É incontestável que a Bienal tenha se constituído como vitrine de diversas tendências da arte argentina a partir da década de 1950. O internacionalismo aberto pelas tendências abstratas, que dominou as primeiras Bienais, e a consolidação de São Paulo como novo centro artístico de grande visibilidade internacional substituíam a antiga supremacia cultural argentina. A Bienal pôs em funcionamento uma complexa maquinaria de gestão cultural, redesenhando uma nova geografia para o mundo das artes (GARCÍA, 2004, p.17). As Bienais de São Paulo tinham como missão divulgar a arte brasileira em momento de privilegiada atenção internacional; apresentar a arte estrangeira para o público local; representar simbolicamente a cidade de São Paulo e o mecenato de seu empresariado; e servir como articulação internacional de críticos envolvidos na formulação das representações nacionais (HERKENHOFF, 2001, p. 118-119).

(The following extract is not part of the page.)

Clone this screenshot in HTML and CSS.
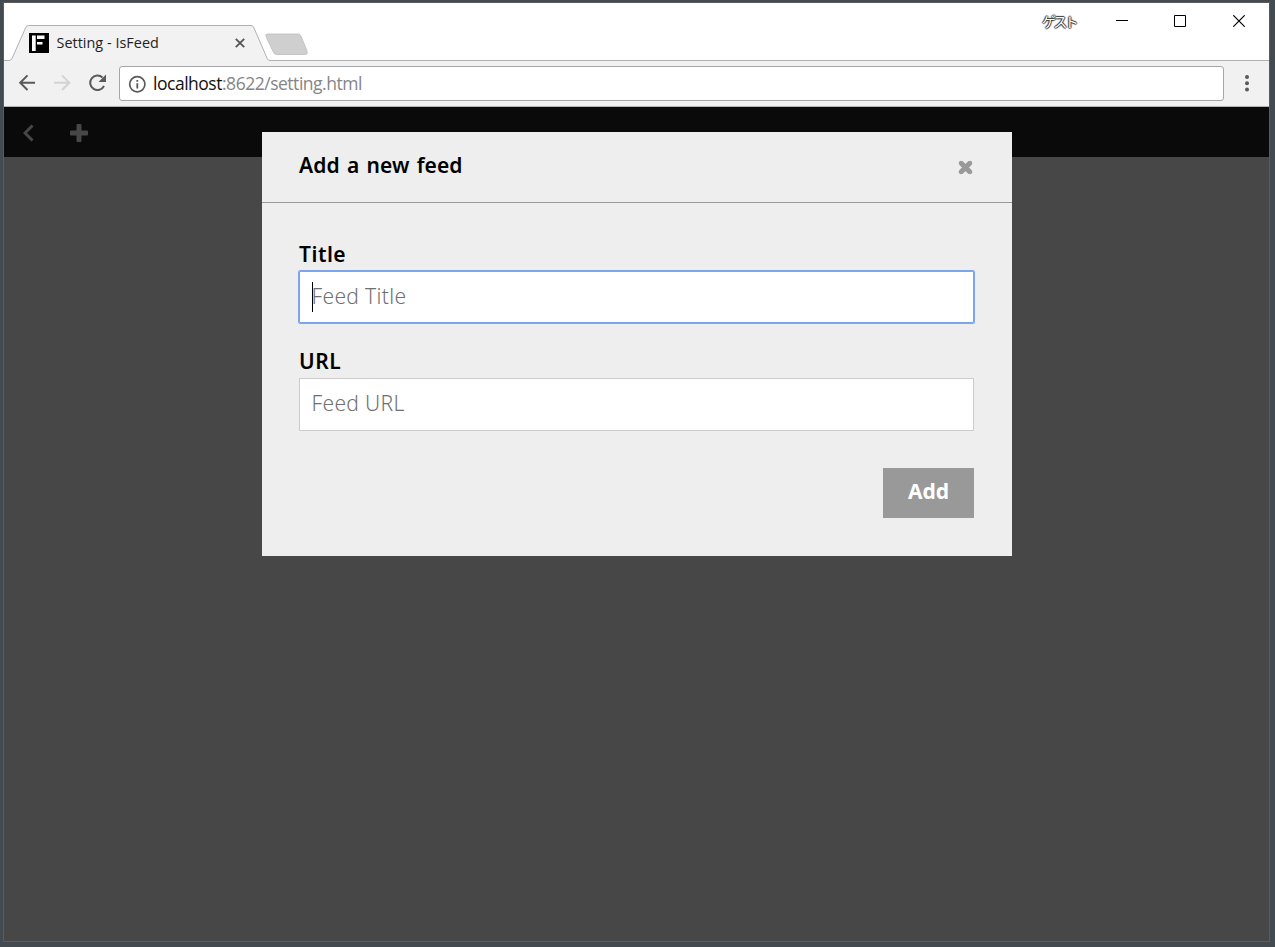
FILE: index.html
```html
<!DOCTYPE html>
<html lang="en">
<head>
<meta charset="utf-8">
<title>Setting - IsFeed</title>
<link rel="stylesheet" href="styles.css">
</head>
<body>
<div class="window">
  <header class="titlebar">
    <div class="tab">
      <svg class="tab-shape" width="306" height="37" viewBox="0 0 306 37">
        <path d="M0 35.500H5Q7 35.500 8 33.500L21.500 3Q22.500 .5 24.500 .5H247Q249 .5 250 3L263.200 33.500Q264.200 35.500 266 35.500H306V37H0Z" fill="#f2f2f2"/>
        <path d="M0 35.500H5Q7 35.500 8 33.500L21.500 3Q22.500 .5 24.500 .5H247Q249 .5 250 3L263.200 33.500Q264.200 35.500 266 35.500H306" fill="none" stroke="#b0b0b0"/>
        <path d="M263.500 9H294Q296 9 297 11L303 26Q304 29.500 301.500 29.500H272.500Q270.500 29.500 269.500 27.500L262 11.500Q261 9 263.500 9Z" fill="#cfcfcf" stroke="#bdbdbd" stroke-width=".8"/>
      </svg>
      <div class="tab-content">
        <svg width="20" height="20" viewBox="0 0 20 20"><path d="M0 0H20V20H0Z"/><path d="M3 2.500H6.700V18H3ZM8 2.500H15.500V6H8ZM8 9H13.500V11.500H8Z" fill="#fff"/></svg>
        <span class="tab-title">Setting - IsFeed</span>
        <svg width="10" height="10" viewBox="0 0 10 10"><path d="M.8 .8L9.200 9.200M9.200 .8L.8 9.200" stroke="#555" stroke-width="1.800"/></svg>
      </div>
    </div>
    <div class="controls">
      <span class="guest">ゲスト</span>
      <svg class="window-buttons" width="117" height="14" viewBox="0 0 117 14" fill="none" stroke="#000"><path d="M0 6.500H12M58.500 1.500H69.500V12.500H58.500Z"/></svg>
      <svg width="12" height="12" viewBox="0 0 12 12"><path d="M.3 .3L11.700 11.700M11.700 .3L.3 11.700" stroke="#000" stroke-width="1.200"/></svg>
    </div>
  </header>
  <nav class="toolbar">
    <svg class="nav-icons" width="115" height="44" viewBox="0 0 115 44" fill="none" stroke-width="2">
      <path d="M31 21.700H16.500M23.500 14.400L16.200 21.700L23.500 29" stroke="#5a5a5a"/>
      <path d="M50 21.700H64.500M58 14.400L65.300 21.700L58 29" stroke="#d3d3d3"/>
      <path d="M100 25A7.300 7.300 0 1 1 98.500 16.500" stroke="#5a5a5a" stroke-width="2"/>
      <path d="M102 13.500V21H94.500Z" fill="#5a5a5a"/>
    </svg>
    <div class="address">
      <svg width="18" height="18" viewBox="0 0 18 18"><circle cx="9.300" cy="9.300" r="7.600" fill="none" stroke="#5a5a5a" stroke-width="1.700"/><path d="M8.400 5H10.200V6.800H8.400ZM8.400 8.300H10.200V13.600H8.400Z" fill="#5a5a5a"/></svg>
      <span class="url"><b>localhost</b>:8622/setting.html</span>
    </div>
    <svg class="menu" width="4" height="18" viewBox="0 0 4 18" fill="#5a5a5a"><circle cx="2" cy="2" r="2"/><circle cx="2" cy="8.200" r="2"/><circle cx="2" cy="14.400" r="2"/></svg>
  </nav>
  <main class="page">
    <div class="appbar">
      <svg width="11" height="18" viewBox="0 0 11 18"><path d="M9.500 1.500L2 9L9.500 16.500" fill="none" stroke="#474747" stroke-width="3"/></svg>
      <svg width="18" height="18" viewBox="0 0 18 18"><path d="M7.500 0H10.500Q11.500 0 11.500 1V6.500H17Q18 6.500 18 7.500V10.500Q18 11.500 17 11.500H11.500V17Q11.500 18 10.500 18H7.500Q6.500 18 6.500 17V11.500H1Q0 11.500 0 10.500V7.500Q0 6.500 1 6.500H6.500V1Q6.500 0 7.500 0Z" fill="#474747"/></svg>
    </div>
    <section class="modal">
      <div class="modal-head">
        <h1>Add a new feed</h1>
        <svg width="15" height="15" viewBox="0 0 15 15"><path d="M2.800 2.800L12.200 12.200M12.200 2.800L2.800 12.200" stroke="#999" stroke-width="5"/><path d="M2.800 2.800L12.200 12.200M12.200 2.800L2.800 12.200" stroke="#999" stroke-width="4" stroke-linecap="round"/></svg>
      </div>
      <form class="modal-body">
        <label class="label">Title</label>
        <div class="field focused"><span class="caret"></span><span>Feed Title</span></div>
        <label class="label">URL</label>
        <div class="field"><span>Feed URL</span></div>
        <button class="add" type="button">Add</button>
      </form>
    </section>
  </main>
</div>
</body>
</html>
```
FILE: styles.css
```css
* { box-sizing: border-box; }
body { margin: 0; height: 947px; padding: 2px 5px 5px 3px; background: #434b51; overflow: hidden; }
svg { display: block; flex: none; }
.window { height: 940px; border: 1px solid #5b5b5b; display: flex; flex-direction: column; }
.titlebar { height: 58px; background: #fff; border-bottom: 1px solid #b0b0b0; display: flex; justify-content: space-between; }
.tab { position: relative; margin-top: 22px; width: 306px; height: 36px; }
.tab-shape { position: absolute; left: 0; top: 0; }
.tab-content { position: relative; display: flex; align-items: center; height: 36px; padding-left: 25px; width: 241px; }
.tab-title { flex: 1; margin-left: 7.500px; font: 14.4px/20px "Open Sans", sans-serif; letter-spacing: .03px; color: #222; white-space: nowrap; }
.controls { display: flex; align-items: center; height: 36px; padding-right: 24px; }
.guest { width: 74px; font: 14px/20px "Noto Sans CJK JP", sans-serif; letter-spacing: -2.700px; color: #fff; text-shadow: 1px 0 1px #333, -1px 0 1px #333, 0 1px 1px #333, 0 -1px 1px #333; }
.toolbar { height: 46px; background: #f1f1f1; border-bottom: 1px solid #b0b0b0; display: flex; }
.address { width: 1105px; height: 35px; margin-top: 5px; background: #fff; border: 1px solid #a6a6a6; border-radius: 3px; display: flex; align-items: center; padding-left: 8px; gap: 7px; }
.url { font: 17.500px/24px "Open Sans", sans-serif; letter-spacing: -.48px; color: #858585; white-space: nowrap; padding-bottom: 1px; }
.url b { font-weight: 400; color: #111; }
.menu { margin: 14px 0 0 21px; }
.page { flex: 1; background: #474747; }
.appbar { height: 50px; background: #0a0a0a; display: flex; align-items: center; gap: 36px; padding: 1px 0 0 19px; }
.modal { width: 750px; height: 424px; margin: -25px 0 0 258px; background: #eee; font: 21px/28px "Noto Sans", sans-serif; position: relative; }
.modal-head { height: 71px; border-bottom: 1px solid #999; display: flex; align-items: center; justify-content: space-between; padding: 0 39px 0 37px; }
h1 { margin: 0 0 4px; font: inherit; font-weight: 600; letter-spacing: .08px; word-spacing: 1.700px; }
.modal-body { display: flex; flex-direction: column; padding: 37px 38px 0 37px; }
.label { height: 31px; font-weight: 600; letter-spacing: .5px; }
.field { height: 53px; display: flex; align-items: center; background: #fff; border: 1px solid #ccc; padding: 0 0 3px 11.500px; margin-bottom: 23px; color: #707070; font-weight: 300; letter-spacing: .35px; }
.focused { height: 52px; margin-bottom: 24px; outline: 1px solid #7ba6ee; border-color: #7ba6ee; border-radius: 1px; }
.caret { width: 1px; height: 30px; margin: 3px -1px 0 0; background: #000; }
.add { align-self: flex-end; width: 91px; height: 50px; margin-top: 14px; border: 0; padding: 0 0 4px; background: #999; color: #fff; font: 700 21px/28px "Noto Sans", sans-serif; }
```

Buscando sair do isolamento cultural da primeira fase do peronismo (1946-1952), que se encontrava à margem dos novos códigos estéticos que haviam sido patrocinados pela nova burguesia econômica e cultural paulistana, diversos atores culturais argentinos procuraram renovar a programação de seus aparatos institucionais. A atualização das instituições argentinas, que seguirá ao longo da década de 1960, terá como ápice a abertura do Centro de Artes Visuais (CAV), do Instituto Torcuato Di Tella,13 conduzida por Romero Brest, em 1963. Esse grande empreendimento cultural tinha o perfil mais próximo das iniciativas paulistanas de Ciccillo e Chateaubriand e deu impulso à internacionalização da arte argentina. Desse modo, podemos concluir que é possível que o país vizinho tenha se esforçado para recuperar a visibilidade no circuito latino-americano, tendo como pano de fundo a atualização das linguagens artísticas promovidas pelas primeiras instituições modernas brasileiras.